Thou shalt not specialize upon indictments of Organized Christianity because of its ancient mistakes, for they are amply able to speak for themselves without thy help, and thy task is to remedy such blunders rather than commemorate them.

III.

Remember the Faculty and keep its respect. Students come and go, and their opinions are easily modified; but the Faculty Man stays, and likewise do his convictions. Let him once give thee a black eye, and thou shalt be thus adorned for some time.
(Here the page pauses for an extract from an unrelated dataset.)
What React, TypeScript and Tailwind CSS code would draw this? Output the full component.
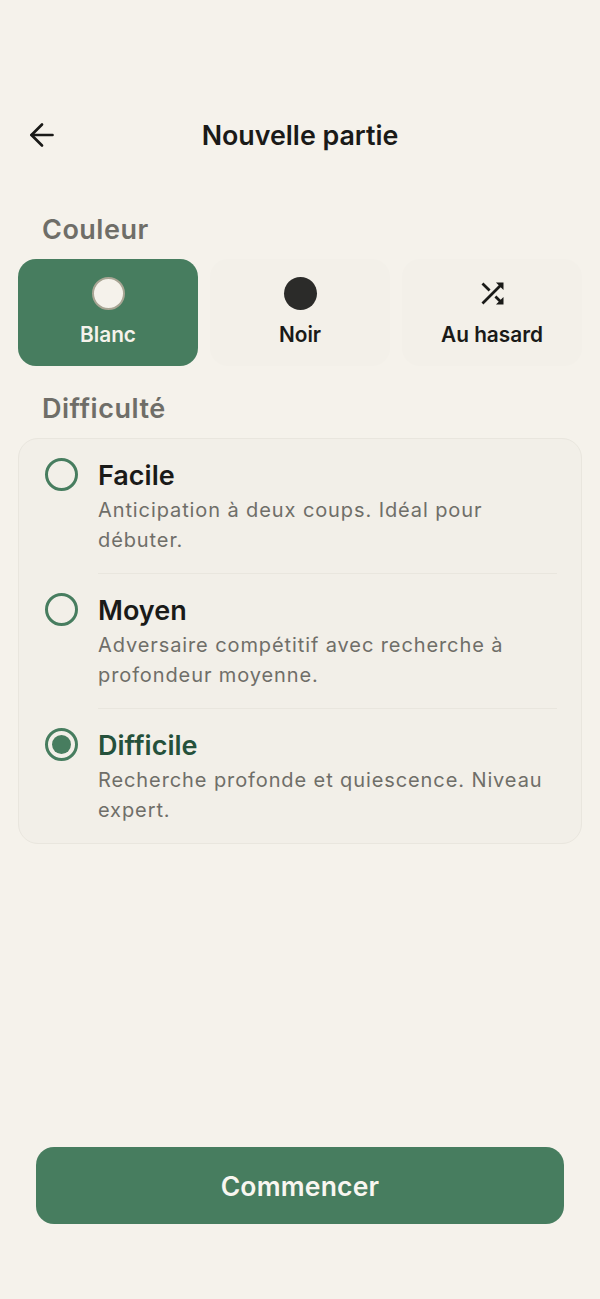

In him thou shalt invest much of thy time and thought, that his good opinion of thy motives and methods may be won, lest he consider thee out of harmony with Truth and intolerant of truth-seekers, whereupon he hooteth at thee in his lecture-hall, after the which thou mayest as well lock thy door and throw away the key thereof.

IV.

Honor the student traditions of thy university, however silly they may seem to thee, that thy days may be longer in the academic community wherein thou hast chosen to live thy life and perform thy work.

V.

Thou shalt not scold.

VI.

Thou shalt not commit sectarianism.

VII.

Thou shalt not bawl out the fraternities.

VIII.

Thou shalt not cause thy most loyal students to flunk their courses by spending too much time scouring thy pots and pans, engineering thy pop-corn festivals, lest they evermore think of thee as one doth regard the tailor who built him the ill-fitting pants.

IX.

Thou shalt not covet university credits for thy courses in religion.

X.

Thou shalt not covet the instructor’s right to consider it unprofessional to be interesting; thou shalt not toady to the professor who knifeth thee in the back after thou hast caused him to be made toastmaster of a student banquet within thy gates, nor ask them to teach thy classes in Bible study who, though they have large names and many letters affixed thereunto, register less than 32 degrees on their spiritual thermostat; thou shalt not covet the student’s slang, airs, dress, indifference, cold-bloodedness, or any other thing that undignifies thee and nullifies thy usefulness and causeth him to thrust his tongue in his cheek when he passeth thee by.

[The editor added this note at the end: These “commandments” may be of interest also – and profit – to Association Secretaries and other Christian workers in academic communities. – Edit.]